===== RECORD EXTRACTS

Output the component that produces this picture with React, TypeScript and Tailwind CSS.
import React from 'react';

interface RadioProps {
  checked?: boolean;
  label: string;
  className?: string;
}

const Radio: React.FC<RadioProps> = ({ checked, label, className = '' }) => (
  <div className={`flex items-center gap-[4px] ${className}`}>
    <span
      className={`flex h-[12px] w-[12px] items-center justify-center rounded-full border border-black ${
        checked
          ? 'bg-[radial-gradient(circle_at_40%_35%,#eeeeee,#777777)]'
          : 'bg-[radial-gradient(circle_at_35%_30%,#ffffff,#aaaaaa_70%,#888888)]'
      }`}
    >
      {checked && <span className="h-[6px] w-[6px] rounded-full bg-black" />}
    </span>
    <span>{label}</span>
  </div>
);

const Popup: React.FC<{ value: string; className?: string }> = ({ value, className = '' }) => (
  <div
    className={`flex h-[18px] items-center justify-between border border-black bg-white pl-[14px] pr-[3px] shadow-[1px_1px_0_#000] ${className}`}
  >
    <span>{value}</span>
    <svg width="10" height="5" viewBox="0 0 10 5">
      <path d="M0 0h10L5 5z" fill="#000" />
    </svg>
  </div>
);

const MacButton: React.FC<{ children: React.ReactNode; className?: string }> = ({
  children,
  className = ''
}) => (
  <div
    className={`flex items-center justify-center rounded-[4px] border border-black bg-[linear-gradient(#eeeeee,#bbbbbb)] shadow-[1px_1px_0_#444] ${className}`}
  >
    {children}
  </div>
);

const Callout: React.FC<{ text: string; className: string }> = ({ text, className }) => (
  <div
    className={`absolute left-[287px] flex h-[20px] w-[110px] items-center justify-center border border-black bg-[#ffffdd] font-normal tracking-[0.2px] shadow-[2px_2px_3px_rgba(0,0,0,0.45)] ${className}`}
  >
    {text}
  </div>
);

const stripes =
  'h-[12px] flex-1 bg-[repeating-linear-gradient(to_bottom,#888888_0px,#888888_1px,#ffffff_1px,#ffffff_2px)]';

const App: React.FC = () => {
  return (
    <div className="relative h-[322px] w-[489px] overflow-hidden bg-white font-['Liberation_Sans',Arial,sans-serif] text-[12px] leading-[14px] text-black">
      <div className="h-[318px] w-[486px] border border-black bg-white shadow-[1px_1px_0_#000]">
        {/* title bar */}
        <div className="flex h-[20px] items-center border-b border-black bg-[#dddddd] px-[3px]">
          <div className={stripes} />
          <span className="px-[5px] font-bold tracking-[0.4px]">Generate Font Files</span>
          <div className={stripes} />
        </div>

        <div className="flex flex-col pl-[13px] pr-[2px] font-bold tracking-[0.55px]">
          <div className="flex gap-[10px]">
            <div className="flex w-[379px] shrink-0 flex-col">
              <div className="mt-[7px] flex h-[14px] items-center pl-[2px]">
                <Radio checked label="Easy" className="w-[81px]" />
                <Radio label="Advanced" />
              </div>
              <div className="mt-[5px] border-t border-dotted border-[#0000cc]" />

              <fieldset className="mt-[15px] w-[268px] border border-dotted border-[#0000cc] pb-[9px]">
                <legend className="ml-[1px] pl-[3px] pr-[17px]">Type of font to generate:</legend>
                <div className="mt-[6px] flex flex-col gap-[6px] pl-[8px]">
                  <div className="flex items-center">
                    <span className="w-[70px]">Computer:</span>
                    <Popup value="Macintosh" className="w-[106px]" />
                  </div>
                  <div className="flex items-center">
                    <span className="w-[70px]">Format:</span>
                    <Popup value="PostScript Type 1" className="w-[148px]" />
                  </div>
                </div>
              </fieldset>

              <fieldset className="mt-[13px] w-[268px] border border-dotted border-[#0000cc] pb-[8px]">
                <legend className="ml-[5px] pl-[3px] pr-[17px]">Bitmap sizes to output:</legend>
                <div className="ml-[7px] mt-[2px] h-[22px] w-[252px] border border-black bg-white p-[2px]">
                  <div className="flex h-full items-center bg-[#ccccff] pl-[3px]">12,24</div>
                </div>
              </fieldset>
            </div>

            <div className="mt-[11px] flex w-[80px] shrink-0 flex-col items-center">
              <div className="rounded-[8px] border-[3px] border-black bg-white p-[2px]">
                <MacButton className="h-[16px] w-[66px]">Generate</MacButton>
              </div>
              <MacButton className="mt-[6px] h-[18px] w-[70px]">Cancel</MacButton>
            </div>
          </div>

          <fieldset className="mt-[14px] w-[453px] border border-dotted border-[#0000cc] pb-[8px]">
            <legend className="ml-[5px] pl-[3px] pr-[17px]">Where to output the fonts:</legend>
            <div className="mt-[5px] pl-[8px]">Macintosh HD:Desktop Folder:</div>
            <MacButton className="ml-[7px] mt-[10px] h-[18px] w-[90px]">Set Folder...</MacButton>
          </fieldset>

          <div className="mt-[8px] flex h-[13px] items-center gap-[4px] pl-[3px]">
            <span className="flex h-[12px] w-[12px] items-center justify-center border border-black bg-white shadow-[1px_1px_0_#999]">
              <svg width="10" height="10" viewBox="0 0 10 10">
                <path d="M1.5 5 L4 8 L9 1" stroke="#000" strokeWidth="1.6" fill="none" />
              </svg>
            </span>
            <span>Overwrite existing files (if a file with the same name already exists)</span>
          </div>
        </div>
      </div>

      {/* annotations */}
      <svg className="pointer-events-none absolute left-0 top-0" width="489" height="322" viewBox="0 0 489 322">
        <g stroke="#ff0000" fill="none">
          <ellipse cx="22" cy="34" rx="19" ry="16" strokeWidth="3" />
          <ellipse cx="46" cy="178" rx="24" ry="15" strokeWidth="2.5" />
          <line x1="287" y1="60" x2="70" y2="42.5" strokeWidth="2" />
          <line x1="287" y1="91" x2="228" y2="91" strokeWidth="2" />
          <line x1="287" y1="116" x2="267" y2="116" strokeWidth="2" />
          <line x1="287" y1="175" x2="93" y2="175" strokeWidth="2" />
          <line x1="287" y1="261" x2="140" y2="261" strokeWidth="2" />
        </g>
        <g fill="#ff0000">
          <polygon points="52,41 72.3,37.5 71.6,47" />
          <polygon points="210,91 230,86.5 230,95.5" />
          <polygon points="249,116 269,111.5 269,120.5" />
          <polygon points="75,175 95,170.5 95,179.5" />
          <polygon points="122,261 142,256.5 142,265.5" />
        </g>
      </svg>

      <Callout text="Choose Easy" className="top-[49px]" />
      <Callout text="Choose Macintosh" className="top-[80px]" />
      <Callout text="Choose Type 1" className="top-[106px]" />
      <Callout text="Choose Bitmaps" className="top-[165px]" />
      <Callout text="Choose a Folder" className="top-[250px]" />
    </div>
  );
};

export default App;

==========
===== RECORD EXTRACTS

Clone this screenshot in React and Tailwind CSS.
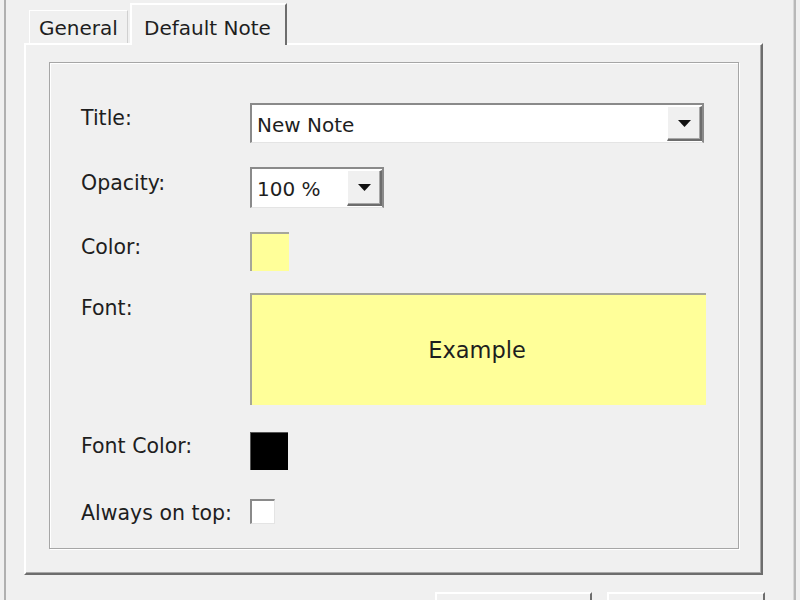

==========
===== RECORD EXTRACTS

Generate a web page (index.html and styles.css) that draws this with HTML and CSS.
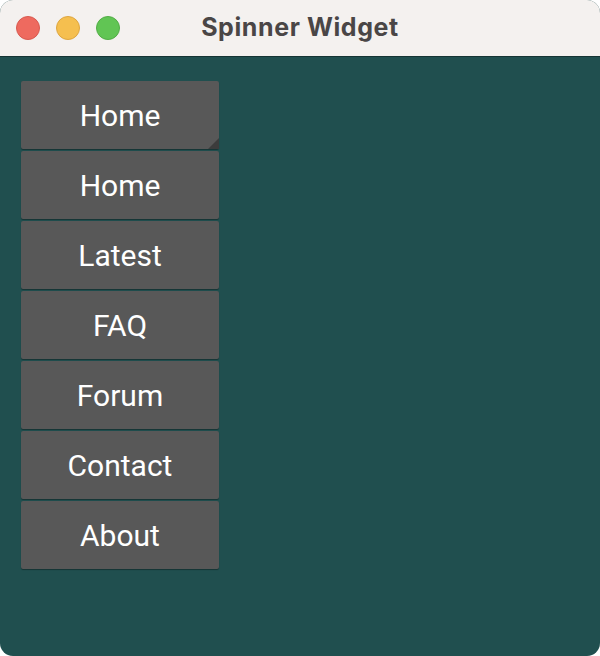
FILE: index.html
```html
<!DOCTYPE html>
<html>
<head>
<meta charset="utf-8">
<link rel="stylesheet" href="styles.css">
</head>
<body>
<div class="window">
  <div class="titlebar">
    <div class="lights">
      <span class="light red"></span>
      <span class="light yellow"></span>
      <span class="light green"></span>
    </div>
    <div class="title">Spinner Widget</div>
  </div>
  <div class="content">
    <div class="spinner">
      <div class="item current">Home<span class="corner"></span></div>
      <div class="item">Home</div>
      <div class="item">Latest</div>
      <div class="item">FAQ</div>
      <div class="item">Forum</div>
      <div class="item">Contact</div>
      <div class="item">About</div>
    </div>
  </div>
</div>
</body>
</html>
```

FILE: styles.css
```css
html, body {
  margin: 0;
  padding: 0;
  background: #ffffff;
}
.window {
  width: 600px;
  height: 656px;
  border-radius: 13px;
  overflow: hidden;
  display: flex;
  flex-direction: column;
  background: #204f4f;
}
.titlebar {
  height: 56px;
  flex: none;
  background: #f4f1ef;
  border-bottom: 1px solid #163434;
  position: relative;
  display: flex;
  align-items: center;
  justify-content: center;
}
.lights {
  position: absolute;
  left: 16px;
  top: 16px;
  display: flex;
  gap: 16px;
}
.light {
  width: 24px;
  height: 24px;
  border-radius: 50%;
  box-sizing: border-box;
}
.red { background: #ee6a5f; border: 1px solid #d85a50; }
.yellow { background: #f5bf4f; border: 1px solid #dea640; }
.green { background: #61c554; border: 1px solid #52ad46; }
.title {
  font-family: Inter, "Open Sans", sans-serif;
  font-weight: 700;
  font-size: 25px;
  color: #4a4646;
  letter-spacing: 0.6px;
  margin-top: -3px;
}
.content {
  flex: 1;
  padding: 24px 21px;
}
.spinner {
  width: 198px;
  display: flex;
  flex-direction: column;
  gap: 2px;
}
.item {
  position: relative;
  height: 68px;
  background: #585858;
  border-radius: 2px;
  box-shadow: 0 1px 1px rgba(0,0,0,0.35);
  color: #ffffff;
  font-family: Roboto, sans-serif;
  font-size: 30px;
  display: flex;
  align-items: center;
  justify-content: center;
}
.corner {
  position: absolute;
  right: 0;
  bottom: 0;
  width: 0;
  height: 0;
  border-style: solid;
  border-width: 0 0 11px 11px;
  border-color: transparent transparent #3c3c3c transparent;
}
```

==========

#### [TASK OBJECTIVE]
Which lines hold the word "styles"? Copy each of them from the records.

#### [WRITTEN RESPONSE]
Generate a web page (index.html and styles.css) that draws this with HTML and CSS.
<link rel="stylesheet" href="styles.css">
FILE: styles.css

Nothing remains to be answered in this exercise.